Le rôle social des exciseuses : les entretiens avec des ex-exciseuses, des femmes et jeunes, des chefs de communautés, de villages, etc. ont montré que les exciseuses jouent un rôle de premier plan dans les communautés où se pratique l’excision. Elles peuvent cumuler plusieurs rôles : matrones, conseillères du roi ou du chef, guérisseuses, etc. Leur dimension spirituelle conforterait davantage leur statut privilégié. Dans certaines communautés, elles sont également les dépositaires de la tradition du village. Leur disparition entraînerait donc la disparition du patrimoine culturel du village.

La discrétion qui entoure la pratique, toujours tabou : le constat fait lors de cette étude est que la législation relative à cette pratique culturelle a renforcé la pratique de l’excision clandestine.

En ma qualité de psychologue, j’ai écouté de nombreuses survivantes de complications des MGF que j’ai aidé à sortir de leur détresse.
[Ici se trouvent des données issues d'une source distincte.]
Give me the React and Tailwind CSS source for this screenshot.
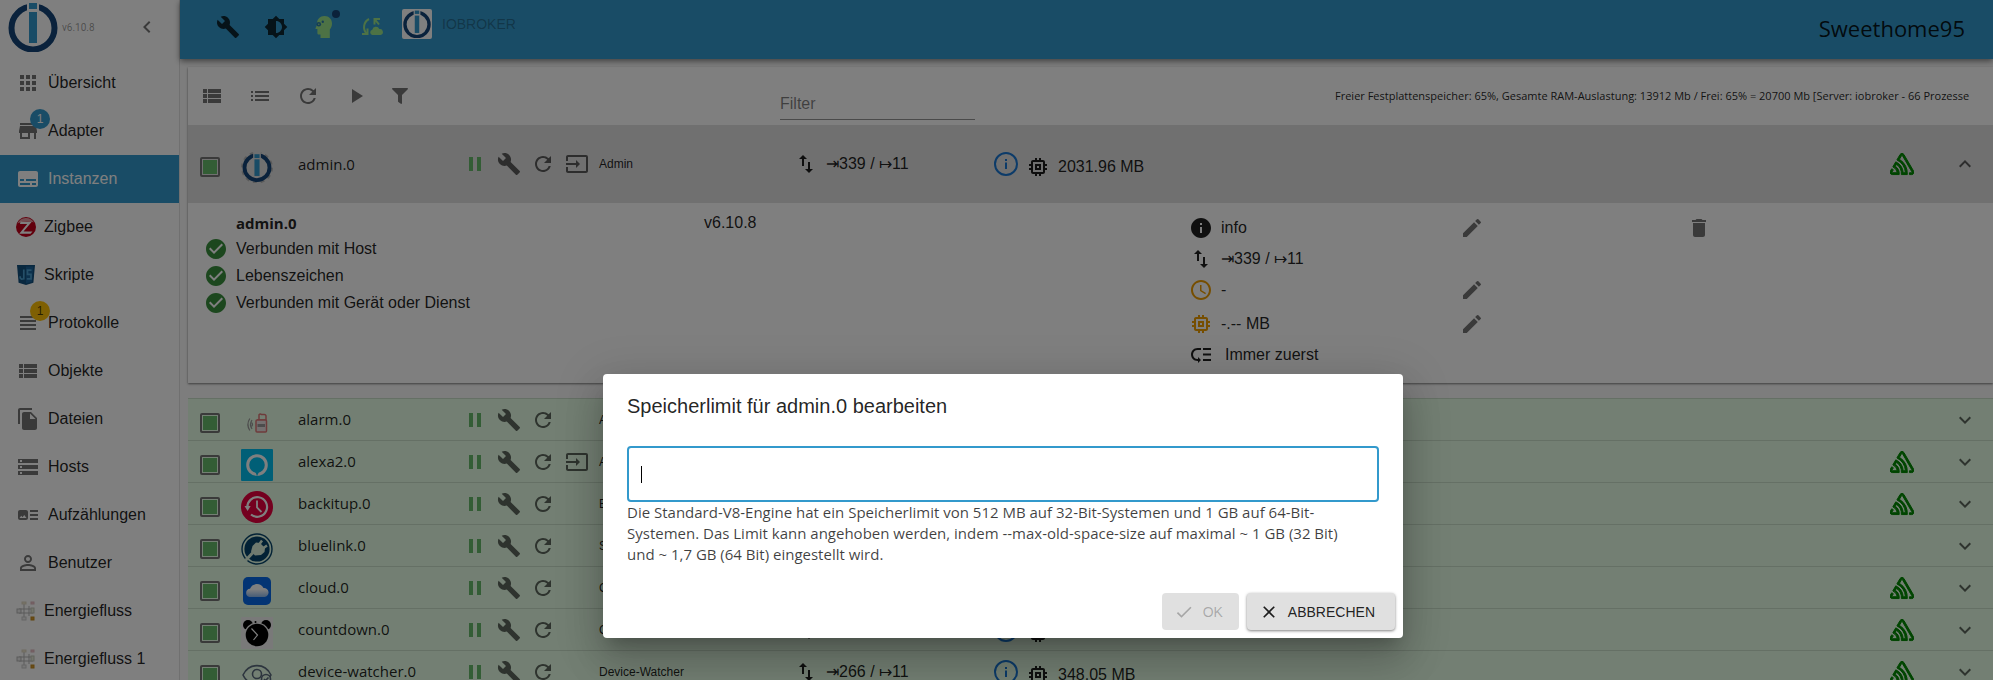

J’en ai orienté plusieurs vers un médecin spécialiste en chirurgies réparatrices. J’ai également contribué à la mise en œuvre de plusieurs projets de lutte contre les VBG et les MGF, implémentés dans le nord-ouest de la Côte d’Ivoire qui, selon les MICS, est la zone la plus touchée par cette pratique dans le pays (75,2% en 2016). Ces projets ont été mis en œuvre grâce au soutien financier et technique de plusieurs partenaires, dont ONU Femmes Côte d’Ivoire et le Fonds Français Muskoka. »

 

Note de l’auteur:
Dans le monde, selon l’UNICEF (2016), ce sont plus de deux cents millions de filles et de femmes âgées de 15 à 49 ans qui subissent les Mutilations Génitales Féminines (MGF). En Côte d’Ivoire, mon pays, les enquêtes MICS (Multiple Indicator Cluster Surveys, enquêtes en grappe à indicateurs multiples) estiment à 36, 7% le taux de filles et de femmes victimes de cette violence.